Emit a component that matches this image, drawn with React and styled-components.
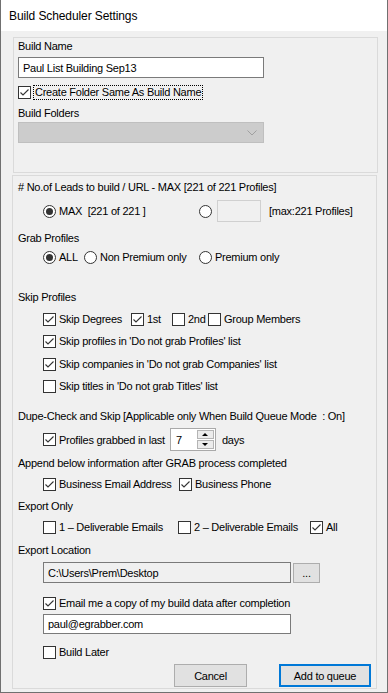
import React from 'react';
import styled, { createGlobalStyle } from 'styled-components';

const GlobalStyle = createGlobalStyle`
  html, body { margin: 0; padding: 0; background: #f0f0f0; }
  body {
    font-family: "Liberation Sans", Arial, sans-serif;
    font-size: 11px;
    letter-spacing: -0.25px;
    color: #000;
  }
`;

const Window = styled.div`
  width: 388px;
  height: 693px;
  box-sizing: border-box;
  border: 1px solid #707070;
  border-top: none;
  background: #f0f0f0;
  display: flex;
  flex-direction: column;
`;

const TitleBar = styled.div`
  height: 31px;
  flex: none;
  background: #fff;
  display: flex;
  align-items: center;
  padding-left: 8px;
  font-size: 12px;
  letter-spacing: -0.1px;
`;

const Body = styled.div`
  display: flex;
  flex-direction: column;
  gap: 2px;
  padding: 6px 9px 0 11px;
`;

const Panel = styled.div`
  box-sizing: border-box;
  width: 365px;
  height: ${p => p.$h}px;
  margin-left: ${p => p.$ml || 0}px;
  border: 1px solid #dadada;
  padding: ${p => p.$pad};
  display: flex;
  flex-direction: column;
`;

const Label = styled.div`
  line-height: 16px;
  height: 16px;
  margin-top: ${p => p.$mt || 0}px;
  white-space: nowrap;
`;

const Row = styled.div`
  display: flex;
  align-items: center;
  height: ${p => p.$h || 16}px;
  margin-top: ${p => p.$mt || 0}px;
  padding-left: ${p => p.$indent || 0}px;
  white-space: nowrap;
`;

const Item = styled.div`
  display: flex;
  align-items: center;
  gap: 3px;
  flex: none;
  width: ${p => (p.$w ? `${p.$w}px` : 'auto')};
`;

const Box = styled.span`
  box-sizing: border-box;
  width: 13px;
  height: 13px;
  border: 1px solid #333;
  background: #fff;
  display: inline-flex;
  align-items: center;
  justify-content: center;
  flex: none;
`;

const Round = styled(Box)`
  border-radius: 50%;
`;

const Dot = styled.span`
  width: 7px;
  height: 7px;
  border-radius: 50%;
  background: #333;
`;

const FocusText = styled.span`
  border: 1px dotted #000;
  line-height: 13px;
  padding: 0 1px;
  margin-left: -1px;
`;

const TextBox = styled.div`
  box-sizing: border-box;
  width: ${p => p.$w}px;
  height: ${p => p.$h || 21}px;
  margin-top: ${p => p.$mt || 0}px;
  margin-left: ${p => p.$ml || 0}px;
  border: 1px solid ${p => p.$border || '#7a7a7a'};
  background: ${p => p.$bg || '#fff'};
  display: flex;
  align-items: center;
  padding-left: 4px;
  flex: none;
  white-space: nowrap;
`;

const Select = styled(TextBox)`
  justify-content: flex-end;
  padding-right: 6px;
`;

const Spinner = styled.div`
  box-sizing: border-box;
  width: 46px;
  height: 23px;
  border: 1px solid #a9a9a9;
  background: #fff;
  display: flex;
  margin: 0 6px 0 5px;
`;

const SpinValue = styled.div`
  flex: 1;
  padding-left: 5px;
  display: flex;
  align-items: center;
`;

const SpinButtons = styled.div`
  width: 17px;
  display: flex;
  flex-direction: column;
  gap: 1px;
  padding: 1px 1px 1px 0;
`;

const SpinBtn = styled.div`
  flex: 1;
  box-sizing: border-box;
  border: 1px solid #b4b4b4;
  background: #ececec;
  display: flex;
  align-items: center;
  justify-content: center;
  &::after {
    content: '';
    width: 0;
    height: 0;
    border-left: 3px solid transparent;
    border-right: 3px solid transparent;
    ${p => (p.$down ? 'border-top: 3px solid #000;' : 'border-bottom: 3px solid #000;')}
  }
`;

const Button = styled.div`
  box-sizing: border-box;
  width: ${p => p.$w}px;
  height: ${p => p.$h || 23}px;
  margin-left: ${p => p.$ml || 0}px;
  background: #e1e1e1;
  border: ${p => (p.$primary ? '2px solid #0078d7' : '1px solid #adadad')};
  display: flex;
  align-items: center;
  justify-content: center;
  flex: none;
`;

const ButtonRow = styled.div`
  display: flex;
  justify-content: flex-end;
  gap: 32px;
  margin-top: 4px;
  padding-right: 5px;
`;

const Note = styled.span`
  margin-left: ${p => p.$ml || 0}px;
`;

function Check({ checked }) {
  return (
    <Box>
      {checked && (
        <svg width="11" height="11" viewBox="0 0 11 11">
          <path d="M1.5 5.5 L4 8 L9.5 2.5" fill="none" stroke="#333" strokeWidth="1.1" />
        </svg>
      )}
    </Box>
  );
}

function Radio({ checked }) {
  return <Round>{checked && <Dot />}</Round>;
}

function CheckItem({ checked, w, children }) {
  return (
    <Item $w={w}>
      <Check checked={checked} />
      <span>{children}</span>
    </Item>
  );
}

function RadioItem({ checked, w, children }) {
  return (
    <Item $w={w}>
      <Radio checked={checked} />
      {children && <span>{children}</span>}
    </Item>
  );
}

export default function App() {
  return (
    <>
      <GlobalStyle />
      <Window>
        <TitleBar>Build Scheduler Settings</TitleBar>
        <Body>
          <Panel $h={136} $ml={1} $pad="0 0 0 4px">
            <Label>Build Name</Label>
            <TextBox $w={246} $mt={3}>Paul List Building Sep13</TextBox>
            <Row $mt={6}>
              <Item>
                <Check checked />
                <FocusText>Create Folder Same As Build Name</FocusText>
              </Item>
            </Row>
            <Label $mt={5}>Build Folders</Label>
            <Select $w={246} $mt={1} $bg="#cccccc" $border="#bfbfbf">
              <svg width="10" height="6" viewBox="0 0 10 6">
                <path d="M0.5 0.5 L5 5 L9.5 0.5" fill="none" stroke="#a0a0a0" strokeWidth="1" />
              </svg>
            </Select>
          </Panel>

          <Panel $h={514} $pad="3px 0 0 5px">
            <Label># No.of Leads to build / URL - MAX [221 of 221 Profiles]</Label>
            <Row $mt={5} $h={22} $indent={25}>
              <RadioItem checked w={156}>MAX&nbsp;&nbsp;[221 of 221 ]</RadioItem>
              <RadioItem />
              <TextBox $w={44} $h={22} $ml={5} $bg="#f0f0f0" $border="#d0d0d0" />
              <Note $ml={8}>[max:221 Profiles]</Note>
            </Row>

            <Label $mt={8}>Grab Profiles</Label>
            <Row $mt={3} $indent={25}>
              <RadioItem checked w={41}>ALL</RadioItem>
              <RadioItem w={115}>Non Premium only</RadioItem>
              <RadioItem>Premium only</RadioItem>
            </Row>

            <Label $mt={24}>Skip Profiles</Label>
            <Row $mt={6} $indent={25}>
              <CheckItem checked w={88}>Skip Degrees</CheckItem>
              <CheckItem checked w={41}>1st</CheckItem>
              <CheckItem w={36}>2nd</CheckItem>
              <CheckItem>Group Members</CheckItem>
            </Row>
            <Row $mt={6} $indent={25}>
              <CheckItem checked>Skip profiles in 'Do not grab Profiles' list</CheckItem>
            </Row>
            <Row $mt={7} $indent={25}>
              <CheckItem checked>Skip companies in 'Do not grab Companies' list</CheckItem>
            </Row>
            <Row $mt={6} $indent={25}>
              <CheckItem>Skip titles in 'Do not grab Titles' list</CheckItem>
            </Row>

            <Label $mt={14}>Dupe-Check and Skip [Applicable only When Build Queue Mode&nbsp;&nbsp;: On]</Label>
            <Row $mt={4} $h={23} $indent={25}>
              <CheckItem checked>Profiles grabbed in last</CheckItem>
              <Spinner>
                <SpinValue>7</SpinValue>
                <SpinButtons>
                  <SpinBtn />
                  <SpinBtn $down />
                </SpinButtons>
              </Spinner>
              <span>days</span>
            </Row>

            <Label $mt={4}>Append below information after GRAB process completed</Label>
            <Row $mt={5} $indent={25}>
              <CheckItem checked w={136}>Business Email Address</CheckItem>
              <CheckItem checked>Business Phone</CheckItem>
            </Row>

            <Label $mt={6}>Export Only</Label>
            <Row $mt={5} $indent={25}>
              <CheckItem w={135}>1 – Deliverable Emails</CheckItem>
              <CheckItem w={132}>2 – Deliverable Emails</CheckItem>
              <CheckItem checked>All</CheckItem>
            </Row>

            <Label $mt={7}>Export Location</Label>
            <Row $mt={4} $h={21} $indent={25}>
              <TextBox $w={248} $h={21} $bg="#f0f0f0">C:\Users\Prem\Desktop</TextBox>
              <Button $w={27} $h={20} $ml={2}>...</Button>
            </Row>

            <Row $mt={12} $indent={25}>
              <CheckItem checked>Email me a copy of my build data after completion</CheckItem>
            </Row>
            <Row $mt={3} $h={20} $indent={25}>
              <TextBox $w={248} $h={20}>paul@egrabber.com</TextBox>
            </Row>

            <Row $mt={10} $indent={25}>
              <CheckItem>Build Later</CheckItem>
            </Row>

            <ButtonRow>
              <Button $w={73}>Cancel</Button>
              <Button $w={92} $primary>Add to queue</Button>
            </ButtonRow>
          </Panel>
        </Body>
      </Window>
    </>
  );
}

..........

THE TASK:
Nothing but a number is needed here: how many lines hold the string "components"?

EXPECTED ANSWER:
2